Your logging practice should include psychological notes alongside physical notes. After every session, write down what you felt when you committed to hard moves. Write down where you noticed doubt creeping in. Write down what your breath was doing during the crux. Write down whether you fell and what that felt like. This meta-cognitive practice builds self-awareness and over time you will notice patterns in your redpoint psychology that you can address specifically. Most climbers do not reflect on the mental game at all. The ones who do have a massive advantage because they are gathering data that no one else is collecting.
The Hard Truth About Mental Training
Mental training for climbing is harder than physical training. Your body will cooperate with hangboard protocols and conditioning programs. Your nervous system will resist every attempt to change its patterns. The reason most climbers do not develop elite redpoint psychology is not that they lack access to information. They have read the same articles you have read. They know the same techniques. The difference is that they have done the reps. They have sat in the uncomfortable space of fear and falling and doubt until that space became less uncomfortable. They have built the mental calluses that allow them to execute under pressure.

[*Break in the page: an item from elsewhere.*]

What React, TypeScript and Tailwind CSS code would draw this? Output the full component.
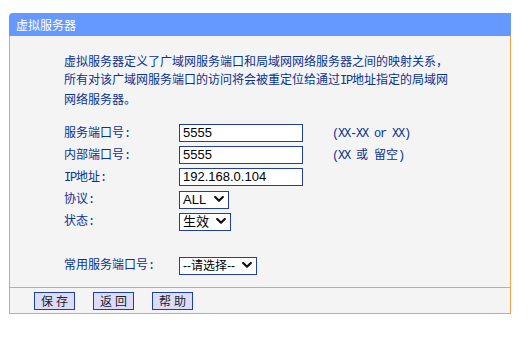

The route you are working right now is not too hard for your body. You have probably done most of the moves in isolation. Your redpoint psychology is the variable you have not optimized. You have not practiced falling from the crux. You have not built a pre-routine that grounds you before the attempt. You have not trained your ability to interrupt reinvestment and stay in execution mode. You have not logged your mental patterns and identified where you consistently lose the thread. These are all trainable. They are all on the table. The climber you are trying to send is sitting right here, reading this article. Your body is ready. Your redpoint psychology is not. Fix that.